-- Begin Given data --

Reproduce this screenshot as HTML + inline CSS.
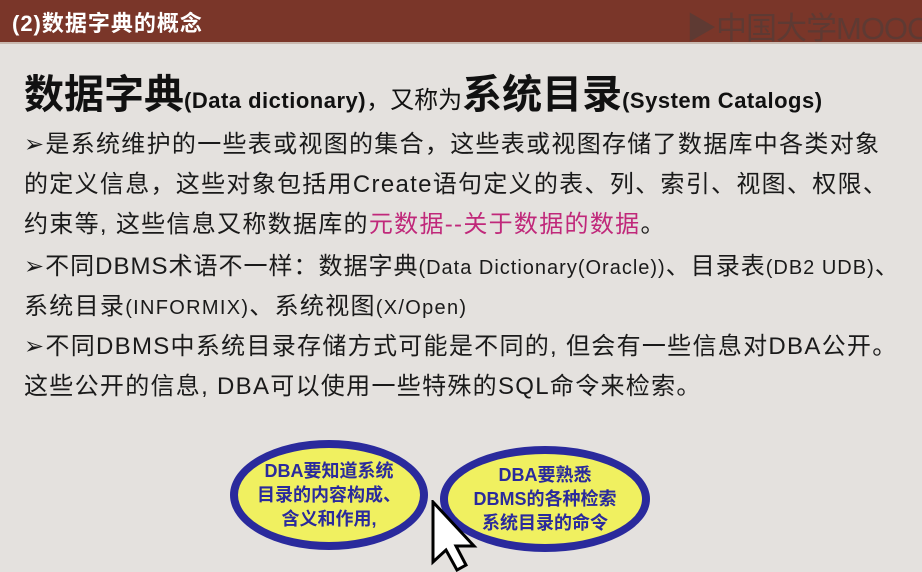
<!DOCTYPE html>
<html><head><meta charset="utf-8"><style>
body{margin:0;width:922px;height:572px;overflow:hidden;background:#e4e1de;font-family:"Liberation Sans","Noto Sans CJK SC",sans-serif;position:relative}
.hdr{position:absolute;left:0;top:0;width:922px;height:42px;background:#7a3629;border-bottom:2px solid #c9b9b0}
.hdr span{position:absolute;left:12px;top:6px;color:#fff;font-weight:bold;font-size:22px;letter-spacing:1px}
.logo{position:absolute;left:686px;top:3px;color:#5e3a33;font-size:31px;letter-spacing:-1px;white-space:nowrap}
.t{position:absolute;left:24px;top:62px;font-size:40px;font-weight:bold;color:#111;white-space:nowrap}
.t small{font-size:22px;letter-spacing:0.5px}
.t .m{font-size:24px;font-weight:normal}
.l{position:absolute;left:24px;font-size:24px;color:#1a1a1a;white-space:nowrap;letter-spacing:1.3px}
.pk{color:#c0287a}
.e{position:absolute;border:8px solid #2a2a9c;background:#f0f060;border-radius:50%;box-sizing:border-box;display:flex;align-items:center;justify-content:center;text-align:center;color:#2a2a9c;font-weight:bold;font-size:18px;line-height:24px}
</style></head><body>
<div class="hdr"><span>(2)数据字典的概念</span><div class="logo">▶中国大学MOOC</div></div>
<div class="t">数据字典<small>(Data dictionary)</small><span class="m">，又称为</span>系统目录<small>(System Catalogs)</small></div>
<div class="l" style="top:124px">➢是系统维护的一些表或视图的集合，这些表或视图存储了数据库中各类对象</div>
<div class="l" style="top:164px">的定义信息，这些对象包括用Create语句定义的表、列、索引、视图、权限、</div>
<div class="l" style="top:204px">约束等, 这些信息又称数据库的<span class="pk">元数据--关于数据的数据</span>。</div>
<div class="l" style="top:246px;letter-spacing:1px">➢不同DBMS术语不一样：数据字典<span style="font-size:20px">(Data Dictionary(Oracle))</span>、目录表<span style="font-size:20px">(DB2 UDB)</span>、</div>
<div class="l" style="top:286px">系统目录<span style="font-size:20px">(INFORMIX)</span>、系统视图<span style="font-size:20px">(X/Open)</span></div>
<div class="l" style="top:326px">➢不同DBMS中系统目录存储方式可能是不同的, 但会有一些信息对DBA公开。</div>
<div class="l" style="top:366px">这些公开的信息, DBA可以使用一些特殊的SQL命令来检索。</div>
<div class="e" style="left:230px;top:440px;width:198px;height:110px">DBA要知道系统<br>目录的内容构成、<br>含义和作用,</div>
<div class="e" style="left:440px;top:446px;width:210px;height:106px">DBA要熟悉<br>DBMS的各种检索<br>系统目录的命令</div>
<svg style="position:absolute;left:430px;top:500px" width="50" height="72"><path d="M3 2 L3 62 L16 50 L27 70 L36 65 L26 46 L44 46 Z" fill="#fff" stroke="#000" stroke-width="3"/></svg>
</body></html>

-- End Given data --

### Exercise
Restate the data above word for word. Skip every picture.

### Answer to this task
Reproduce this screenshot as HTML + inline CSS.
<!DOCTYPE html>
<html><head><meta charset="utf-8"><style>
body{margin:0;width:922px;height:572px;overflow:hidden;background:#e4e1de;font-family:"Liberation Sans","Noto Sans CJK SC",sans-serif;position:relative}
.hdr{position:absolute;left:0;top:0;width:922px;height:42px;background:#7a3629;border-bottom:2px solid #c9b9b0}
.hdr span{position:absolute;left:12px;top:6px;color:#fff;font-weight:bold;font-size:22px;letter-spacing:1px}
.logo{position:absolute;left:686px;top:3px;color:#5e3a33;font-size:31px;letter-spacing:-1px;white-space:nowrap}
.t{position:absolute;left:24px;top:62px;font-size:40px;font-weight:bold;color:#111;white-space:nowrap}
.t small{font-size:22px;letter-spacing:0.5px}
.t .m{font-size:24px;font-weight:normal}
.l{position:absolute;left:24px;font-size:24px;color:#1a1a1a;white-space:nowrap;letter-spacing:1.3px}
.pk{color:#c0287a}
.e{position:absolute;border:8px solid #2a2a9c;background:#f0f060;border-radius:50%;box-sizing:border-box;display:flex;align-items:center;justify-content:center;text-align:center;color:#2a2a9c;font-weight:bold;font-size:18px;line-height:24px}
</style></head><body>
<div class="hdr"><span>(2)数据字典的概念</span><div class="logo">▶中国大学MOOC</div></div>
<div class="t">数据字典<small>(Data dictionary)</small><span class="m">，又称为</span>系统目录<small>(System Catalogs)</small></div>
<div class="l" style="top:124px">➢是系统维护的一些表或视图的集合，这些表或视图存储了数据库中各类对象</div>
<div class="l" style="top:164px">的定义信息，这些对象包括用Create语句定义的表、列、索引、视图、权限、</div>
<div class="l" style="top:204px">约束等, 这些信息又称数据库的<span class="pk">元数据--关于数据的数据</span>。</div>
<div class="l" style="top:246px;letter-spacing:1px">➢不同DBMS术语不一样：数据字典<span style="font-size:20px">(Data Dictionary(Oracle))</span>、目录表<span style="font-size:20px">(DB2 UDB)</span>、</div>
<div class="l" style="top:286px">系统目录<span style="font-size:20px">(INFORMIX)</span>、系统视图<span style="font-size:20px">(X/Open)</span></div>
<div class="l" style="top:326px">➢不同DBMS中系统目录存储方式可能是不同的, 但会有一些信息对DBA公开。</div>
<div class="l" style="top:366px">这些公开的信息, DBA可以使用一些特殊的SQL命令来检索。</div>
<div class="e" style="left:230px;top:440px;width:198px;height:110px">DBA要知道系统<br>目录的内容构成、<br>含义和作用,</div>
<div class="e" style="left:440px;top:446px;width:210px;height:106px">DBA要熟悉<br>DBMS的各种检索<br>系统目录的命令</div>
<svg style="position:absolute;left:430px;top:500px" width="50" height="72"><path d="M3 2 L3 62 L16 50 L27 70 L36 65 L26 46 L44 46 Z" fill="#fff" stroke="#000" stroke-width="3"/></svg>
</body></html>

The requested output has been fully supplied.